## Work to do
Quote all of the data below exactly, please.
════
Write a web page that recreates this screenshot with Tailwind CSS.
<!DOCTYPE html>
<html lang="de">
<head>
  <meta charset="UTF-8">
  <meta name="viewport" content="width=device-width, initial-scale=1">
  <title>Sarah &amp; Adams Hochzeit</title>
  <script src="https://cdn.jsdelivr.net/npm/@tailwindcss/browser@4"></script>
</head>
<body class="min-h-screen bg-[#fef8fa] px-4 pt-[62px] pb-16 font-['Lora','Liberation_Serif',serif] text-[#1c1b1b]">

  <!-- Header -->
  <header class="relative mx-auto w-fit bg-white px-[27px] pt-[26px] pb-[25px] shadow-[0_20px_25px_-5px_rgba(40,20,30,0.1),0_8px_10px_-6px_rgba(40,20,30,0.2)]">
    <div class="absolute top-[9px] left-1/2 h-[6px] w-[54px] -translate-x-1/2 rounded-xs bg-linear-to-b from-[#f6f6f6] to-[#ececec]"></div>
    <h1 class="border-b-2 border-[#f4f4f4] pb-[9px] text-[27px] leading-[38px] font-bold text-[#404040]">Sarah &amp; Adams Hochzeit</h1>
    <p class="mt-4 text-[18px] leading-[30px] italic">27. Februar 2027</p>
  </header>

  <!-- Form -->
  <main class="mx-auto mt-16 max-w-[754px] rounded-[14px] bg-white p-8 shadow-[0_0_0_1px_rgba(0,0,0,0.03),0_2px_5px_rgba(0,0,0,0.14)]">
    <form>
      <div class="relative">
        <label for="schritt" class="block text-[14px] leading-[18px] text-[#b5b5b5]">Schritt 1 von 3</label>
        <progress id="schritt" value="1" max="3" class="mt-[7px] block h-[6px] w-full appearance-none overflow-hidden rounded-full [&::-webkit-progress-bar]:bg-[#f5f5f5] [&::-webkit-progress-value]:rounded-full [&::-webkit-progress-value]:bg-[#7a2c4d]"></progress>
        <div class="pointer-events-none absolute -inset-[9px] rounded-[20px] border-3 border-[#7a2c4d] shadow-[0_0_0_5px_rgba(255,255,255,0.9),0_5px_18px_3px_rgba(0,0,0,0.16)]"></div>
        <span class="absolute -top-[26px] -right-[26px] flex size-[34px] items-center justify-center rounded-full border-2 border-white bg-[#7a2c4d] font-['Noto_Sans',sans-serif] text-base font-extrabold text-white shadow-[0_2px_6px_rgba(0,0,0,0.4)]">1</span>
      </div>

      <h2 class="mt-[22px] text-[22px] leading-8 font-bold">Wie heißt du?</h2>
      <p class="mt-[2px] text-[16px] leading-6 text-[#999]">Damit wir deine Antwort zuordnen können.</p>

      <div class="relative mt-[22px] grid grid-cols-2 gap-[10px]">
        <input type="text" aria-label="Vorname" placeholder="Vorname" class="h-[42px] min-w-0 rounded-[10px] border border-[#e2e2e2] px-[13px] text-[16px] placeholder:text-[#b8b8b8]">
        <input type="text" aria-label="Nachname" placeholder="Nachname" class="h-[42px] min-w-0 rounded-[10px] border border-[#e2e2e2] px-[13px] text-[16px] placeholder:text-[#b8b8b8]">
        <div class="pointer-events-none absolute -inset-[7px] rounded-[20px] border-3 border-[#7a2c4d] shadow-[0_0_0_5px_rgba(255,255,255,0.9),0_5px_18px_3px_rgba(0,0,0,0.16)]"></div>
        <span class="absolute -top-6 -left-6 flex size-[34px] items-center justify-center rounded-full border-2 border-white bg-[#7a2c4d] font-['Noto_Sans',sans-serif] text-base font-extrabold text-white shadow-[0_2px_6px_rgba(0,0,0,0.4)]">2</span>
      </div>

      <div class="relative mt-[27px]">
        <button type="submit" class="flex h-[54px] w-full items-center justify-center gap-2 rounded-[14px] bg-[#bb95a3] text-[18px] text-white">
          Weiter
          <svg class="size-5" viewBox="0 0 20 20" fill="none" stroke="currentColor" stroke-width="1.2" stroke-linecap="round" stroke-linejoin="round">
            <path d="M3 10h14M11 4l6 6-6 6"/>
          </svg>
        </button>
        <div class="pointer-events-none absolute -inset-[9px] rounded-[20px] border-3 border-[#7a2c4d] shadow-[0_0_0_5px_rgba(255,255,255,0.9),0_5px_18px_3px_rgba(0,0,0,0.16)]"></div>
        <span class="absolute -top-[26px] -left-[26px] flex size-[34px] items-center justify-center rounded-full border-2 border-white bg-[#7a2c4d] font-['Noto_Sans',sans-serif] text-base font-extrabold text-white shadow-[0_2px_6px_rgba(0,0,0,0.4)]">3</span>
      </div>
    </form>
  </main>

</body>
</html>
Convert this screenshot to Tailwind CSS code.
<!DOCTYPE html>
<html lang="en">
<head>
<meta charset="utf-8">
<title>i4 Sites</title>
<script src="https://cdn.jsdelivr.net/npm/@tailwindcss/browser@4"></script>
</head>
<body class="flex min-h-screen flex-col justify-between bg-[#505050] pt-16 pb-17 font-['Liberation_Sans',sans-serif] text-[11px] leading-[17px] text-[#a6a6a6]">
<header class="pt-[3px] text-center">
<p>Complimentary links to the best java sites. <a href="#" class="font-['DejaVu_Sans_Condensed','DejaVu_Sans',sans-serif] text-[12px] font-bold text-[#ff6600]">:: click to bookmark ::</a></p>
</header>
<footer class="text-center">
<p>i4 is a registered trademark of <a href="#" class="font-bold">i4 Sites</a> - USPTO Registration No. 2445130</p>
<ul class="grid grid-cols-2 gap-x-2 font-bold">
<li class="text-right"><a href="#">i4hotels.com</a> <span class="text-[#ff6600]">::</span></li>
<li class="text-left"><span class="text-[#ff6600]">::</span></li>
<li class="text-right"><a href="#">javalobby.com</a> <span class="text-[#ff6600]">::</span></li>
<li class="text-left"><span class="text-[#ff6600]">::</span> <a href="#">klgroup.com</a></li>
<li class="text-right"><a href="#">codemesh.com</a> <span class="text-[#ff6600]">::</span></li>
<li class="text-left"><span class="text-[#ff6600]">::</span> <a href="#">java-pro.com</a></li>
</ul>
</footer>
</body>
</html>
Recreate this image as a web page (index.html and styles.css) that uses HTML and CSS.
════
## The output
Write a web page that recreates this screenshot with Tailwind CSS.
<!DOCTYPE html>
<html lang="de">
<head>
  <meta charset="UTF-8">
  <meta name="viewport" content="width=device-width, initial-scale=1">
  <title>Sarah &amp; Adams Hochzeit</title>
  <script src="https://cdn.jsdelivr.net/npm/@tailwindcss/browser@4"></script>
</head>
<body class="min-h-screen bg-[#fef8fa] px-4 pt-[62px] pb-16 font-['Lora','Liberation_Serif',serif] text-[#1c1b1b]">

  <!-- Header -->
  <header class="relative mx-auto w-fit bg-white px-[27px] pt-[26px] pb-[25px] shadow-[0_20px_25px_-5px_rgba(40,20,30,0.1),0_8px_10px_-6px_rgba(40,20,30,0.2)]">
    <div class="absolute top-[9px] left-1/2 h-[6px] w-[54px] -translate-x-1/2 rounded-xs bg-linear-to-b from-[#f6f6f6] to-[#ececec]"></div>
    <h1 class="border-b-2 border-[#f4f4f4] pb-[9px] text-[27px] leading-[38px] font-bold text-[#404040]">Sarah &amp; Adams Hochzeit</h1>
    <p class="mt-4 text-[18px] leading-[30px] italic">27. Februar 2027</p>
  </header>

  <!-- Form -->
  <main class="mx-auto mt-16 max-w-[754px] rounded-[14px] bg-white p-8 shadow-[0_0_0_1px_rgba(0,0,0,0.03),0_2px_5px_rgba(0,0,0,0.14)]">
    <form>
      <div class="relative">
        <label for="schritt" class="block text-[14px] leading-[18px] text-[#b5b5b5]">Schritt 1 von 3</label>
        <progress id="schritt" value="1" max="3" class="mt-[7px] block h-[6px] w-full appearance-none overflow-hidden rounded-full [&::-webkit-progress-bar]:bg-[#f5f5f5] [&::-webkit-progress-value]:rounded-full [&::-webkit-progress-value]:bg-[#7a2c4d]"></progress>
        <div class="pointer-events-none absolute -inset-[9px] rounded-[20px] border-3 border-[#7a2c4d] shadow-[0_0_0_5px_rgba(255,255,255,0.9),0_5px_18px_3px_rgba(0,0,0,0.16)]"></div>
        <span class="absolute -top-[26px] -right-[26px] flex size-[34px] items-center justify-center rounded-full border-2 border-white bg-[#7a2c4d] font-['Noto_Sans',sans-serif] text-base font-extrabold text-white shadow-[0_2px_6px_rgba(0,0,0,0.4)]">1</span>
      </div>

      <h2 class="mt-[22px] text-[22px] leading-8 font-bold">Wie heißt du?</h2>
      <p class="mt-[2px] text-[16px] leading-6 text-[#999]">Damit wir deine Antwort zuordnen können.</p>

      <div class="relative mt-[22px] grid grid-cols-2 gap-[10px]">
        <input type="text" aria-label="Vorname" placeholder="Vorname" class="h-[42px] min-w-0 rounded-[10px] border border-[#e2e2e2] px-[13px] text-[16px] placeholder:text-[#b8b8b8]">
        <input type="text" aria-label="Nachname" placeholder="Nachname" class="h-[42px] min-w-0 rounded-[10px] border border-[#e2e2e2] px-[13px] text-[16px] placeholder:text-[#b8b8b8]">
        <div class="pointer-events-none absolute -inset-[7px] rounded-[20px] border-3 border-[#7a2c4d] shadow-[0_0_0_5px_rgba(255,255,255,0.9),0_5px_18px_3px_rgba(0,0,0,0.16)]"></div>
        <span class="absolute -top-6 -left-6 flex size-[34px] items-center justify-center rounded-full border-2 border-white bg-[#7a2c4d] font-['Noto_Sans',sans-serif] text-base font-extrabold text-white shadow-[0_2px_6px_rgba(0,0,0,0.4)]">2</span>
      </div>

      <div class="relative mt-[27px]">
        <button type="submit" class="flex h-[54px] w-full items-center justify-center gap-2 rounded-[14px] bg-[#bb95a3] text-[18px] text-white">
          Weiter
          <svg class="size-5" viewBox="0 0 20 20" fill="none" stroke="currentColor" stroke-width="1.2" stroke-linecap="round" stroke-linejoin="round">
            <path d="M3 10h14M11 4l6 6-6 6"/>
          </svg>
        </button>
        <div class="pointer-events-none absolute -inset-[9px] rounded-[20px] border-3 border-[#7a2c4d] shadow-[0_0_0_5px_rgba(255,255,255,0.9),0_5px_18px_3px_rgba(0,0,0,0.16)]"></div>
        <span class="absolute -top-[26px] -left-[26px] flex size-[34px] items-center justify-center rounded-full border-2 border-white bg-[#7a2c4d] font-['Noto_Sans',sans-serif] text-base font-extrabold text-white shadow-[0_2px_6px_rgba(0,0,0,0.4)]">3</span>
      </div>
    </form>
  </main>

</body>
</html>
Convert this screenshot to Tailwind CSS code.
<!DOCTYPE html>
<html lang="en">
<head>
<meta charset="utf-8">
<title>i4 Sites</title>
<script src="https://cdn.jsdelivr.net/npm/@tailwindcss/browser@4"></script>
</head>
<body class="flex min-h-screen flex-col justify-between bg-[#505050] pt-16 pb-17 font-['Liberation_Sans',sans-serif] text-[11px] leading-[17px] text-[#a6a6a6]">
<header class="pt-[3px] text-center">
<p>Complimentary links to the best java sites. <a href="#" class="font-['DejaVu_Sans_Condensed','DejaVu_Sans',sans-serif] text-[12px] font-bold text-[#ff6600]">:: click to bookmark ::</a></p>
</header>
<footer class="text-center">
<p>i4 is a registered trademark of <a href="#" class="font-bold">i4 Sites</a> - USPTO Registration No. 2445130</p>
<ul class="grid grid-cols-2 gap-x-2 font-bold">
<li class="text-right"><a href="#">i4hotels.com</a> <span class="text-[#ff6600]">::</span></li>
<li class="text-left"><span class="text-[#ff6600]">::</span></li>
<li class="text-right"><a href="#">javalobby.com</a> <span class="text-[#ff6600]">::</span></li>
<li class="text-left"><span class="text-[#ff6600]">::</span> <a href="#">klgroup.com</a></li>
<li class="text-right"><a href="#">codemesh.com</a> <span class="text-[#ff6600]">::</span></li>
<li class="text-left"><span class="text-[#ff6600]">::</span> <a href="#">java-pro.com</a></li>
</ul>
</footer>
</body>
</html>
Recreate this image as a web page (index.html and styles.css) that uses HTML and CSS.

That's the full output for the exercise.